INTERNATIONAL: Offensive

Last week saw the great offensive of Europe's new war. It is the war of menace and mystery, of hysteria, panic, rumor, aimed at shattering an enemy's morale as big guns shatter a fort. Last week saw the biggest battle of the war—the battle of Danzig on the Vistula, where Nazi forces had been stalemated four months by the imperturbable resistance of its Polish defenders.

There is little heroic in a war of nerves. Its assaults are vicious whispers and strident insults, currency raids, press bombardments, radio tirades; its triumphs have scarcely more grandeur than a nervous breakdown.

But last week's offensive had the sweep of a great military campaign. Resistance to it had a kind of heroism in its stolid refusal to give way to alarm. As the week wore on the grand strategy of the Axis high command became clear. Main objective was Danzig, on which the German press poured a steady fire. But as Grant pounded Richmond while Sherman swept through the South in a wide circle, the great offensive in the war of nerves was launched simultaneously on two fronts: Poland was attacked by the main army while in the Balkans assaults, feints, raids, tested the strength of the defenders. Thus it appeared that if Poland did not give way, Germany could move southeast; if Poland gave way there could be a general advance on all fronts. And like the advance forces of an army feeling out the strength of enemy positions, the purpose of the offensive was clear: it partially masked a surprise move that its directing genius had on hand; it tested each sector of the Polish, French, English defense.

But Poland did not give way. In seven days incidents and insults mounted to staggering proportions. A Polish soldier was shot because he blundered over the invisible line, as deadly as a high tension wire, that separates Poland and Danzig; two customs officers were hauled in by Danzig police; a Polish passport office was raided.

Warsaw struck back, arrested the Nazi leader of Polish Germans, disbanded pro-Nazi German organizations. And although Germany swung troops into Slovakia, P'o-land's Ambassador to the U. S., Count Jerzy Potocki, summed up Polish feeling in Washington: "Just as surely as you see me sitting here there will be a general war if Germany attempts to change the status of Danzig." Member of one of the few great Polish landowning families that fought for Polish independence, blond, fox-hunting Count Potocki had been so completely tagged as Washington's leading diplomatic socialite that his grim warning surprised reporters. Said Count Potocki: "Herr von Ribbentrop created Europe's crisis by persuading Fuhrer Hitler that Britain would not fight, ignoring Britain's realization since Munich that surrender would not mean peace."
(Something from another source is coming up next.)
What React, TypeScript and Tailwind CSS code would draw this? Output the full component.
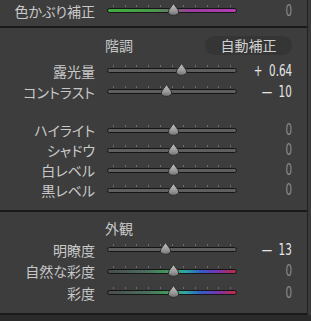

Nor in the Balkans did the great offensive of the war of nerves find a soft spot in the defense. In Rumania, King Carol made a speech of surprising firmness, declaring that Rumanian frontiers could not be changed. In Yugoslavia, Croats and Serbs gave promise of ending their feud.

The main battle against Poland settled to a deadlock; the flank attack through the Balkans did not progress.